2.2 Variables in research design

The sample questions presented at the beginning of this chapter all had to do with things that can take on different values, whether it is a continuous value (e.g., the rate of speech, measured in words per second) or a category (e.g., word order, which could be SOV vs. OVS vs. VSO etc.). We can call these “variables” (just like x in your high school algebra class).

In linguistic research, we often want to examine how the distribution of one variable varies in different circumstances. We can think of this as a relationship between two variables:

  • Outcome variable: what we’re measuring (also known as dependent variable or response variable). This is the thing we expect to depend on, or respond to changes in the predictor variable.
  • Predictor variable: the dimension along which we expect the outcome variable to differ (also known as independent variable). This is the thing we expect to predict differences in the outcome variable.

For categorical variables, we will also often want to specify the levels, or potential categories.

As an example, for the first question at the beginning of this chapter, “Does the f0 (pitch) of a speaker’s voice differ between casual vs. formal speech?”, we are interested in whether f0, a continuous variable, differs across two different styles of speech. The outcome variable here is f0, and the predictor variable is speech style, which has two levels: casual and formal.

Consider the other sample questions at the beginning of the chapter. For each, what is the outcome variable and what is the predictor variable (and for those variables that are categorical, what are the levels)?

2.3 Formulating research questions

While much of this class will be focused on trying to answer research questions, actually coming up with research questions is an important and deceptively difficult task.

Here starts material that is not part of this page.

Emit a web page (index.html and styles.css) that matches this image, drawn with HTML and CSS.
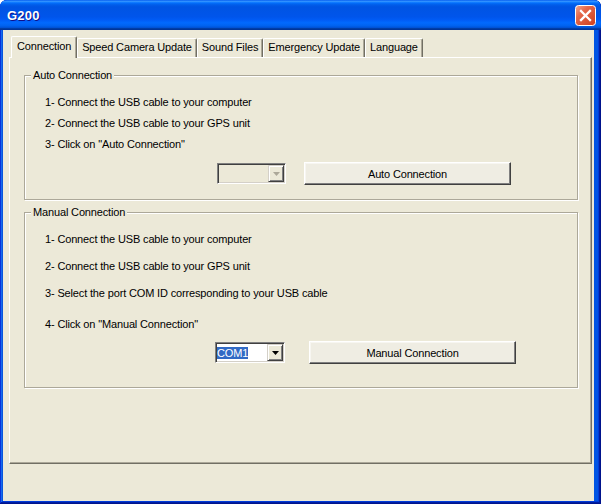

Properties of good research questions

  • Target underlying curiosities: What are we interested in knowing?
  • Contextualized within previous work: What have other people answered and found about about this or related questions?
  • Embedded in a theory about how the world works (in our case, usually a theory about language).
  • Contribute to a larger research endeavour: small questions add up.
  • They are testable (there is a concrete possible answer space).

We almost never answer research questions directly; instead, we provide evidence for answers with data.

  • Data can be corpus data, articulatory or acoustic measures, results of perception or production experiments, languages users’ judgments
  • We are usually looking at how to explain the patterning of some outcome variable, usually by relating it to another variable (outcome and predictor variables, above).

2.3.1 General vs. specific research questions

Usually, questions of theoretical interest are quite general, and too big to answer with a single experiment. Note that some of the examples of “general” questions below might sound pretty specific. However, if you think about it, there are a lot of different ways you could go about answering each question.

It’s important to always have a general question in mind, but when doing research, it is critical to additionally formulate a specific, testable research question that describes exactly what you will be doing to test the more general question. One way to make sure the question is specific is to formulate it in terms of the specific outcome and predictor variables you will be using.

Below show a couple example of a continuum of generality in questions. Note that only the specific question involves the specific outcome and predictor variables.

Very general question General-ish question Specific question
Is there interaction between the sound system of bilinguals? Do French-English bilinguals produce English stops differently than English monolinguals? Does the VOT of English voiceless stops differ systematically between bilingual French-English and monolingual English speakers?
Do listeners show perceptual accommodation to dialectal variation? Do listeners show increased acceptability for a syntactic construction after spending time in a dialect region where it is used? Do grammaticality ratings for the “I’m done my homework” construction common in Canadian English differ for international students who have just arrived in Canada vs. those who have lived there for 4 years?